The strange thing about silence is how loudly it speaks when you’re not listening for it. It hums in the background, unnoticed, until you’re left standing amidst the remnants of choices never made and words never uttered. A quietness that feels less like absence and more like presence, like an unspoken truth lingering in the air.
We’re all haunted by decisions we never made, like ghosts that won’t leave the corners of your mind. It’s a strange thing, regret. Not the kind that claws at you with sharp edges, but the kind that seeps in slowly, like smoke, unnoticed until you’ve already inhaled it. You realize, maybe a little too late, that some things should’ve never been touched. Some words should’ve never been spoken. And some silences? Perhaps they were meant to stay locked in place, never to be disturbed by the rashness of our own desires.
But the mind, restless as it is, cannot leave well enough alone. There’s this vault, see, tucked deep within—hidden under layers of fleeting distractions. And in that vault, all the unsaid things are stored. Not with care, but with cold indifference. Thoughts that should have flown away, left in the air like wisps, instead are imprisoned. And the strange thing? You’re the only one who remembers. The only one who feels the weight of what’s been left unresolved. Everyone else moves on, the world spins, and you’re still here, clutching the ghosts of forgotten conversations, trapped in the silence you helped build.
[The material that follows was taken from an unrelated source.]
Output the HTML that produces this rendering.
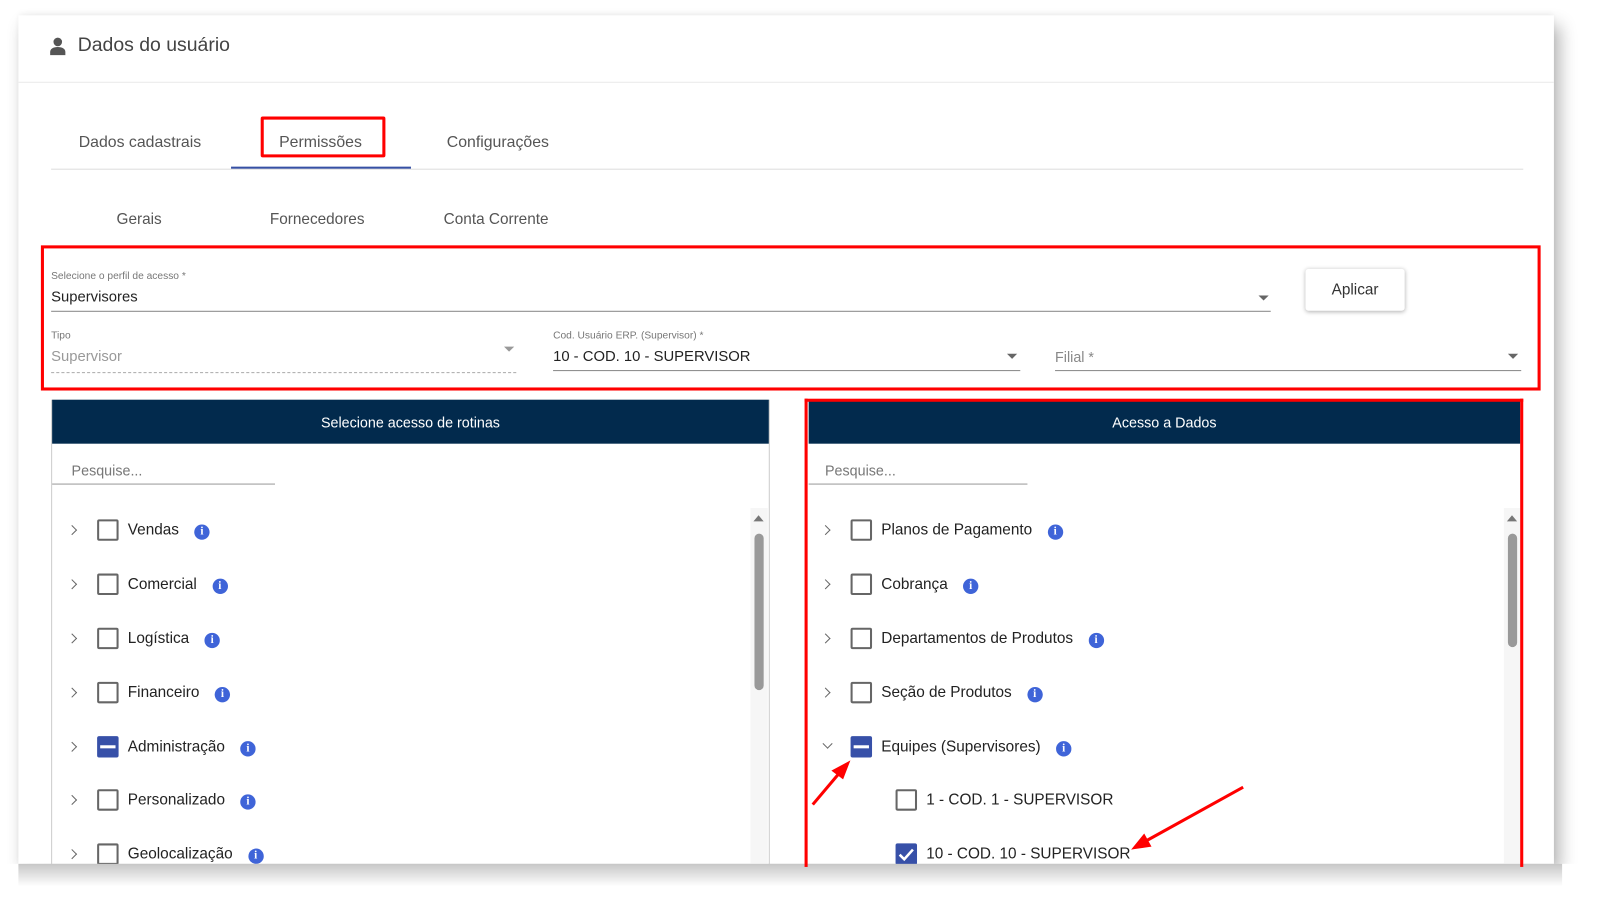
<!DOCTYPE html>
<html><head><meta charset="utf-8"><style>
*{margin:0;padding:0;box-sizing:border-box}
html,body{width:1603px;height:913px;overflow:hidden;background:#fff;font-family:"Liberation Sans",Arial,sans-serif}
#s{position:absolute;left:0;top:0;width:1568px;height:893px;transform:scale(1.02232);transform-origin:0 0}
.a{position:absolute;white-space:nowrap}
.card{position:absolute;left:18px;top:15px;width:1502px;height:830px;background:#fff;box-shadow:6px 10px 16px rgba(0,0,0,.3),0 -2px 6px rgba(0,0,0,.06)}
.red{position:absolute;border:3px solid #f00}
.lbl{font-size:10px;color:#777}
.arr{position:absolute;width:0;height:0;border-left:5px solid transparent;border-right:5px solid transparent;border-top:5px solid #666}
.ph{position:absolute;background:#022a4d;color:#fff;font-size:14px;text-align:center;line-height:45px}
.row{position:absolute;height:24px;display:flex;align-items:center;font-size:15px;color:#222}
.cb{width:21px;height:21px;border:2px solid #666;border-radius:2px;margin-right:9px;flex:none}
.cbi{width:21px;height:21px;background:#3750a8;border-radius:2px;margin-right:9px;position:relative;flex:none}
.i{width:15px;height:15px;border-radius:50%;background:#3f64d8;color:#fff;font:bold 11px "Liberation Serif",serif;text-align:center;line-height:15px;margin-left:15px;margin-top:4px;flex:none}
.chev{width:7px;height:7px;border-right:1.6px solid #666;border-top:1.6px solid #666;transform:rotate(45deg);position:absolute}
</style></head><body><div id="s">
<div class="card"></div>
<svg class="a" style="left:49px;top:36px" width="15" height="18" viewBox="0 0 15 18"><circle cx="7.5" cy="5" r="4.2" fill="#555"/><path d="M0 18v-3c0-3 3-5 7.5-5s7.5 2 7.5 5v3z" fill="#555"/></svg>
<div class="a" style="left:76px;top:34px;font-size:19px;color:#444">Dados do usuário</div>
<div class="a" style="left:18px;top:80px;width:1502px;height:1px;background:#ebebeb"></div>
<div class="a" style="left:77px;top:131px;font-size:15.5px;color:#555">Dados cadastrais</div>
<div class="a" style="left:273px;top:131px;font-size:15.5px;color:#555">Permissões</div>
<div class="a" style="left:437px;top:131px;font-size:15.5px;color:#555">Configurações</div>
<div class="a" style="left:50px;top:165px;width:1440px;height:1px;background:#ddd"></div>
<div class="a" style="left:226px;top:163px;width:176px;height:2px;background:#3650a4"></div>
<div class="red" style="left:255px;top:114px;width:122px;height:40px;border-radius:2px"></div>
<div class="a" style="left:114px;top:206px;font-size:15px;color:#555">Gerais</div>
<div class="a" style="left:264px;top:206px;font-size:15px;color:#555">Fornecedores</div>
<div class="a" style="left:434px;top:206px;font-size:15px;color:#555">Conta Corrente</div>
<div class="red" style="left:40px;top:240px;width:1467px;height:142px"></div>
<div class="a lbl" style="left:50px;top:265px">Selecione o perfil de acesso *</div>
<div class="a" style="left:50px;top:283px;font-size:14.5px;color:#222">Supervisores</div>
<div class="a" style="left:50px;top:304px;width:1193px;height:1px;background:#888"></div>
<div class="arr" style="left:1231px;top:289px"></div>
<div class="a" style="left:1277px;top:263px;width:97px;height:41px;box-shadow:0 1px 4px rgba(0,0,0,.3);border-radius:3px;font-size:15px;color:#333;text-align:center;line-height:41px">Aplicar</div>
<div class="a lbl" style="left:50px;top:323px">Tipo</div>
<div class="a" style="left:50px;top:341px;font-size:14.5px;color:#999">Supervisor</div>
<div class="a" style="left:50px;top:364px;width:455px;border-top:1px dashed #aaa"></div>
<div class="arr" style="left:493px;top:339px;border-top-color:#999"></div>
<div class="a lbl" style="left:541px;top:323px">Cod. Usuário ERP. (Supervisor) *</div>
<div class="a" style="left:541px;top:341px;font-size:14.5px;color:#222">10 - COD. 10 - SUPERVISOR</div>
<div class="a" style="left:541px;top:362px;width:457px;height:1px;background:#888"></div>
<div class="arr" style="left:985px;top:346px"></div>
<div class="a" style="left:1032px;top:341px;font-size:14px;color:#888">Filial *</div>
<div class="a" style="left:1032px;top:362px;width:456px;height:1px;background:#888"></div>
<div class="arr" style="left:1475px;top:346px"></div>

<div class="a" style="left:50px;top:391px;width:703px;height:460px;border:1px solid #ccc"></div>
<div class="ph" style="left:51px;top:391px;width:701px;height:43px">Selecione acesso de rotinas</div>
<div class="a" style="left:70px;top:452px;font-size:14px;color:#777">Pesquise...</div>
<div class="a" style="left:51px;top:473px;width:218px;height:1px;background:#999"></div>
<div class="a" style="left:734px;top:497px;width:17px;height:348px;background:#f6f6f6"></div>
<div class="a" style="left:738px;top:522px;width:9px;height:153px;background:#999;border-radius:5px"></div>
<div class="a" style="left:737px;top:504px;width:0;height:0;border-left:5px solid transparent;border-right:5px solid transparent;border-bottom:6px solid #777"></div>

<div class="chev" style="left:67px;top:515px"></div><div class="row" style="left:95px;top:506px"><div class="cb"></div>Vendas<div class="i">i</div></div>
<div class="chev" style="left:67px;top:568px"></div><div class="row" style="left:95px;top:559px"><div class="cb"></div>Comercial<div class="i">i</div></div>
<div class="chev" style="left:67px;top:621px"></div><div class="row" style="left:95px;top:612px"><div class="cb"></div>Logística<div class="i">i</div></div>
<div class="chev" style="left:67px;top:674px"></div><div class="row" style="left:95px;top:665px"><div class="cb"></div>Financeiro<div class="i">i</div></div>
<div class="chev" style="left:67px;top:727px"></div><div class="row" style="left:95px;top:718px"><div class="cbi"><div style="position:absolute;left:3px;top:9px;width:15px;height:3px;background:#fff"></div></div>Administração<div class="i">i</div></div>
<div class="chev" style="left:67px;top:779px"></div><div class="row" style="left:95px;top:770px"><div class="cb"></div>Personalizado<div class="i">i</div></div>
<div class="chev" style="left:67px;top:832px"></div><div class="row" style="left:95px;top:823px"><div class="cb"></div>Geolocalização<div class="i">i</div></div>

<div class="ph" style="left:791px;top:391px;width:696px;height:43px">Acesso a Dados</div>
<div class="a" style="left:807px;top:452px;font-size:14px;color:#777">Pesquise...</div>
<div class="a" style="left:791px;top:473px;width:214px;height:1px;background:#999"></div>
<div class="a" style="left:1471px;top:497px;width:16px;height:348px;background:#f6f6f6"></div>
<div class="a" style="left:1475px;top:522px;width:9px;height:111px;background:#999;border-radius:5px"></div>
<div class="a" style="left:1474px;top:504px;width:0;height:0;border-left:5px solid transparent;border-right:5px solid transparent;border-bottom:6px solid #777"></div>

<div class="chev" style="left:804px;top:515px"></div><div class="row" style="left:832px;top:506px"><div class="cb"></div>Planos de Pagamento<div class="i">i</div></div>
<div class="chev" style="left:804px;top:568px"></div><div class="row" style="left:832px;top:559px"><div class="cb"></div>Cobrança<div class="i">i</div></div>
<div class="chev" style="left:804px;top:621px"></div><div class="row" style="left:832px;top:612px"><div class="cb"></div>Departamentos de Produtos<div class="i">i</div></div>
<div class="chev" style="left:804px;top:674px"></div><div class="row" style="left:832px;top:665px"><div class="cb"></div>Seção de Produtos<div class="i">i</div></div>
<div class="chev" style="left:806px;top:724px;transform:rotate(135deg)"></div><div class="row" style="left:832px;top:718px"><div class="cbi"><div style="position:absolute;left:3px;top:9px;width:15px;height:3px;background:#fff"></div></div>Equipes (Supervisores)<div class="i">i</div></div>
<div class="row" style="left:876px;top:770px"><div class="cb"></div>1 - COD. 1 - SUPERVISOR</div>
<div class="row" style="left:876px;top:823px"><div class="cbi"><svg width="21" height="21" style="position:absolute;left:0;top:0"><path d="M4 11l4.5 4.5L17 6" stroke="#fff" stroke-width="2.5" fill="none"/></svg></div>10 - COD. 10 - SUPERVISOR</div>
<div class="a" style="left:0;top:845px;width:1568px;height:48px;background:#fff"></div>
<div class="a" style="left:18px;top:845px;width:1510px;height:22px;background:linear-gradient(rgba(0,0,0,.22),rgba(0,0,0,0))"></div>
<div class="red" style="left:787px;top:390px;width:703px;height:458px;border-bottom:none"></div>
<svg class="a" style="left:0;top:0" width="1568" height="893"><g stroke="#f00" stroke-width="3" fill="#f00"><line x1="795" y1="787" x2="822" y2="755"/><path d="M829 747l-13 7 8 6z"/><line x1="1216" y1="770" x2="1122" y2="822"/><path d="M1110 829l14-2-5-9z"/></g></svg>
</div></body></html>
Somewhere, in the quiet corners of this labyrinth, lies a truth we’re too afraid to confront: not all puzzles are meant to be solved. Not all clarity is worth pursuing. There’s a curse in trying to unravel everything, to find answers in places that are meant to stay unanswered. Some knots are meant to hold their shape, no matter how much we tug at them. And yet, we try—endlessly—because what else can we do when we’re conditioned to believe that knowing is freedom? But some truths aren’t freeing. They just strip you bare, layer by layer, until there’s nothing left but the quiet hum of the universe, reminding you that not everything needs to be understood.
And then there’s the dreamer’s curse. The one who wakes, only to find the dream was never real. But isn't that the cruelest irony? That hope, that ever-fading light, is most beautiful in the moments it’s untouchable. The dream is always better than the waking. The possibility always holds more allure than the actualization. So we chase it, even when the sun rises and it all fades into memory, like dust underfoot.
We can call it madness, or maybe it’s just the truth no one wants to admit: reality is just the skin of illusion. We spend our lives in the spaces between—between what we believe and what we know, between the dream and the awakening. Maybe that’s where the real beauty lies: in the tension. In choosing something ephemeral—choosing the moon over the sun, the impossible over the mundane. And in doing so, we may just find ourselves in a place we never intended to be, yet somehow needed to be all along.
And when the world asks why we do it—why we keep walking in these circles, why we keep longing for things we know we can’t touch—what do we say?
We say nothing.
And the silence is louder than any answer we could give.